The Effects of 2011 Revised Code of Corporate Governance on Financial Reporting Quality in Nigeria: The Role of Board of Directors and Audit Committee Members
Journal of Contemporary Issues in Business and Government,
2021, Volume 27, Issue 2, Pages 218-225
AbstractNigeria’s fight to enhance investors’ confidence in the environment where pervasive corruption and weak contract enforcement has led the country into instituting general and sector-specific laws to improve business transparency, accountability and unethical earnings manipulations. The 2003 Code of Corporate Governance was amongst the first attempt to induce good governance behaviour but with little progress as the country was embroiled with unethical accounting scandals involving major international companies. The revised 2011 Code of Corporate Governance shifted the full accountability responsibility to boards of directors with an increased role for the audit committee to assist directors in scrutinising financial statements. This paper examined the enhanced roles of the board of directors and the audit committee in curbing unethical earnings manipulations and enhancing the financial reporting quality.
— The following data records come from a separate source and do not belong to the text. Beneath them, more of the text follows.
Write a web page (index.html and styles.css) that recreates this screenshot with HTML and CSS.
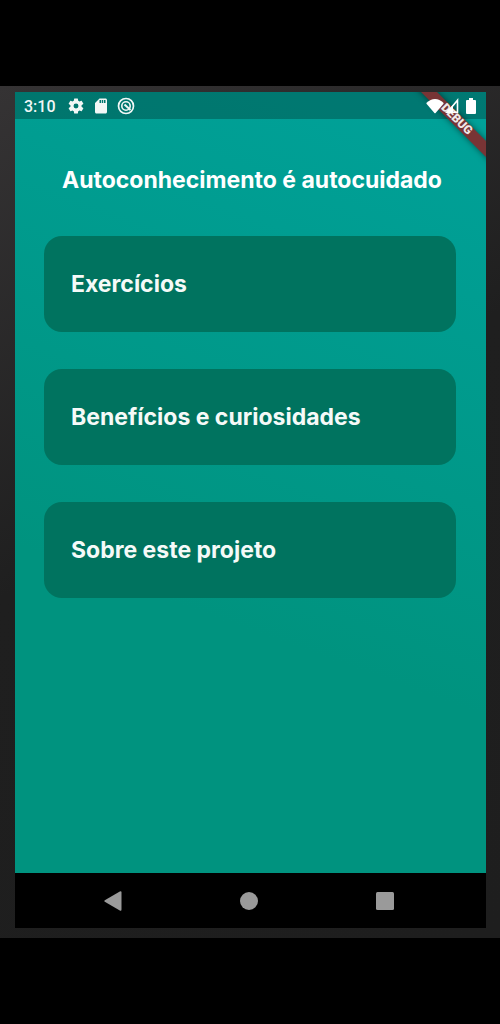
FILE: index.html
```html
<!DOCTYPE html>
<html lang="pt-BR">
<head>
<meta charset="utf-8">
<meta name="viewport" content="width=device-width, initial-scale=1">
<title>Autoconhecimento é autocuidado</title>
<link rel="stylesheet" href="styles.css">
</head>
<body>
<div class="device">
  <div class="screen">
    <header class="status">
      <time class="clock">3:10</time>
      <div class="status-left">
        <svg width="18" height="18" viewBox="0 0 24 24" fill="currentColor" aria-hidden="true"><path d="M19.400 13a7.500 7.500 0 0 0 0-2l2.200-1.600a.5.5 0 0 0 .1-.7l-2-3.400a.5.5 0 0 0-.6-.2l-2.500 1a7.300 7.300 0 0 0-1.700-1L14.500 2.400a.5.5 0 0 0-.5-.4h-4a.5.5 0 0 0-.5.4l-.4 2.700a7.300 7.300 0 0 0-1.700 1l-2.500-1a.5.5 0 0 0-.6.2l-2 3.400a.5.5 0 0 0 .1.700L4.600 11a7.500 7.500 0 0 0 0 2l-2.200 1.600a.5.5 0 0 0-.1.700l2 3.400c.1.200.4.300.6.200l2.500-1a7.300 7.300 0 0 0 1.700 1l.4 2.700c0 .2.200.4.500.4h4c.300 0 .5-.2.500-.4l.4-2.700a7.300 7.300 0 0 0 1.700-1l2.500 1c.2.100.5 0 .6-.2l2-3.400a.5.5 0 0 0-.1-.7zM12 15.300a3.300 3.300 0 1 1 0-6.600 3.300 3.300 0 0 1 0 6.600z"/></svg>
        <svg width="18" height="18" viewBox="0 0 24 24" fill="currentColor" aria-hidden="true"><path d="M18 2h-8L4 8v12c0 1.100.9 2 2 2h12c1.100 0 2-.9 2-2V4c0-1.100-.9-2-2-2zm-6 6h-2V4h2zm3 0h-2V4h2zm3 0h-2V4h2z"/></svg>
        <svg width="18" height="18" viewBox="0 0 18 18" fill="none" stroke="currentColor" aria-hidden="true"><circle cx="9" cy="9" r="7.500" stroke-width="1.700"/><circle cx="9" cy="9" r="4.200" stroke-width="1.600"/><path d="M7.500 7.500l6 5.500" stroke-width="2"/></svg>
      </div>
      <div class="status-right">
        <svg width="18" height="16" viewBox="0 0 18 16" fill="currentColor" aria-hidden="true"><path d="M.6 4.800C5.500-.4 12.500-.4 17.400 4.800q.4.700-.1 1.300L9.600 15q-.6.600-1.200 0L.7 6.100Q.2 5.500.6 4.800z"/></svg>
        <svg width="14" height="16" viewBox="0 0 14 16" aria-hidden="true"><path d="M12.500 2.200v12H2.500z" fill="none" stroke="currentColor" stroke-width="1.600"/><path d="M8 7v8H0z" fill="currentColor"/></svg>
        <svg width="10" height="16" viewBox="0 0 10 16" fill="currentColor" aria-hidden="true"><path d="M3 0h4v2h2q1 0 1 1v12q0 1-1 1H1q-1 0-1-1V3q0-1 1-1h2z"/></svg>
      </div>
    </header>
    <main class="content">
      <h1 class="title">Autoconhecimento é autocuidado</h1>
      <nav class="menu">
        <button class="card" type="button">Exercícios</button>
        <button class="card" type="button">Benefícios e curiosidades</button>
        <button class="card" type="button">Sobre este projeto</button>
      </nav>
    </main>
    <svg class="ribbon" width="80" height="80" viewBox="0 0 80 80" aria-hidden="true">
      <path class="ribbon-band" d="M7-8l97 97v-16L23-8z"/>
      <text class="ribbon-text" transform="translate(51 27) rotate(45)" text-anchor="middle" y="4">DEBUG</text>
    </svg>
    <footer class="navbar">
      <button class="nav-button" type="button" aria-label="Voltar"><svg width="20" height="22" viewBox="0 0 20 22" fill="currentColor"><path d="M1.800 10.200L16.800 1.600q1.700-.8 1.700 1v16.800q0 1.800-1.700 1L1.800 11.800q-1.200-.8 0-1.600z"/></svg></button>
      <button class="nav-button" type="button" aria-label="Início"><svg width="20" height="20" viewBox="0 0 20 20" fill="currentColor"><circle cx="10" cy="10" r="9"/></svg></button>
      <button class="nav-button" type="button" aria-label="Recentes"><svg width="20" height="20" viewBox="0 0 20 20" fill="currentColor"><rect x="1" y="1" width="18" height="18" rx="1.500"/></svg></button>
    </footer>
  </div>
</div>
</body>
</html>
```
FILE: styles.css
```css
* {
  box-sizing: border-box;
}

body {
  margin: 0;
  min-height: 100vh;
  padding: 86px 0;
  display: flex;
  background: #000;
  font-family: Inter, Roboto, sans-serif;
}

.device {
  flex: 1;
  display: flex;
  padding: 6px 14px 10px 15px;
  background: linear-gradient(150deg, #353334 0%, #1f1f1f 45%, #1e1e1e 100%);
}

.screen {
  flex: 1;
  position: relative;
  display: flex;
  flex-direction: column;
  overflow: hidden;
  background: linear-gradient(200deg, #00a29a 0%, #00937f 62%);
}

.status {
  height: 27px;
  padding: 0 10px 0 9px;
  display: flex;
  align-items: center;
  background: rgba(0, 0, 0, 0.25);
  color: #f2f7f6;
}

.clock {
  font: 500 16px/27px Roboto, sans-serif;
  padding-top: 2px;
}

.status-left {
  display: flex;
  gap: 7px;
  margin-left: 11px;
}

.status-right {
  position: relative;
  z-index: 2;
  display: flex;
  gap: 7px;
  margin-left: auto;
  color: #fff;
}

.status-right svg:first-child {
  margin-right: -6px;
}

.content {
  flex: 1;
  padding: 45px 30px 32px 29px;
}

.title {
  margin: 0 0 39px;
  padding-left: 4px;
  color: #fff;
  font-size: 23px;
  font-weight: 700;
  line-height: 33px;
  text-align: center;
}

.menu {
  display: flex;
  flex-direction: column;
  gap: 37px;
}

.card {
  min-height: 96px;
  padding: 0 27px;
  border: 0;
  border-radius: 18px;
  background: #00735f;
  color: #f5faf8;
  font: 700 23px/32px Inter, Roboto, sans-serif;
  text-align: left;
  cursor: pointer;
}

.ribbon {
  position: absolute;
  top: 0;
  right: 0;
  z-index: 1;
}

.ribbon-band {
  fill: #783435;
  filter: drop-shadow(0 0 3px rgba(0, 0, 0, 0.5));
}

.ribbon-text {
  fill: #f0e8e8;
  font: 900 12px Roboto, sans-serif;
}

.navbar {
  height: 55px;
  padding: 0 33px 0 30px;
  display: grid;
  grid-template-columns: repeat(3, 1fr);
  background: #000;
}

.nav-button {
  display: grid;
  place-items: center;
  padding: 0;
  border: 0;
  background: none;
  color: #9a9a9a;
  cursor: pointer;
}
```
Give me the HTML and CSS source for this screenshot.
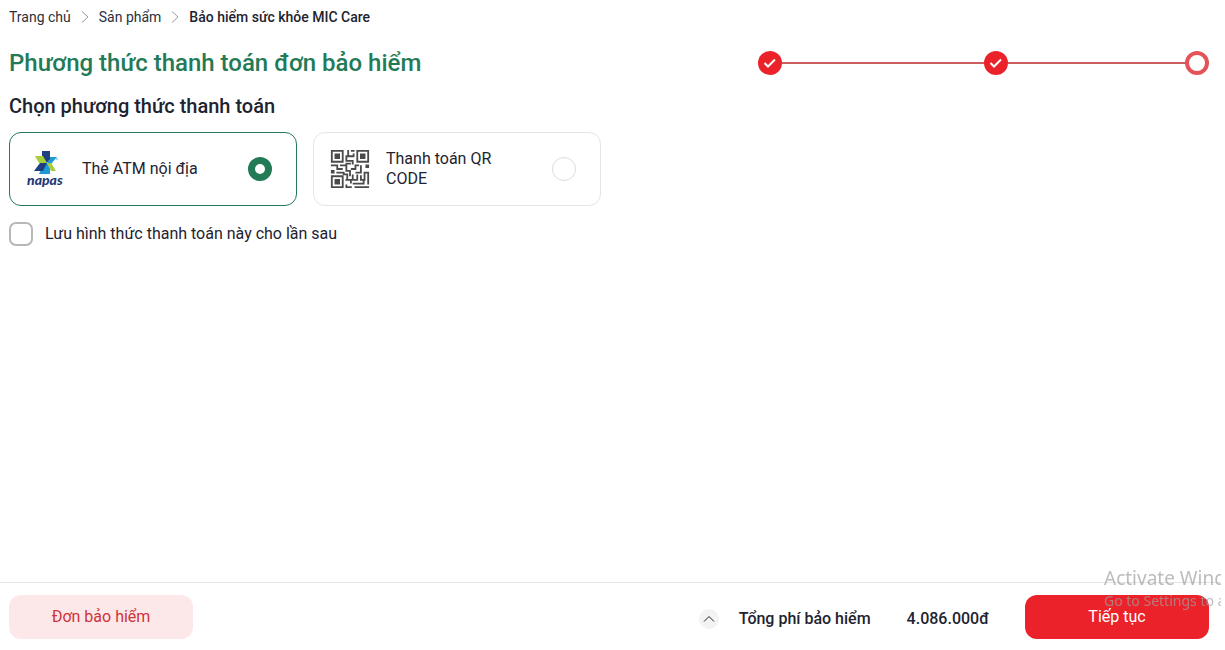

Findings suggest that the role of the board of directors has not restrained companies from engaging in earnings management although the audit committee size has contributed towards enhancing the financial reporting quality. Nigeria has adopted a rule-based approach to implementing its corporate governance and it has not been successful to induce good corporate behaviour in the absence of good check and balance mechanisms in place. The human governance perspective envisages that the true essence of good governance could be achieved by placing importance on people instead of structures. It is timely that the Nigerian authorities consider this self-regulation perspective as a way forward to promote good governance and eventually, overcome all unethical practices by the corporate managers.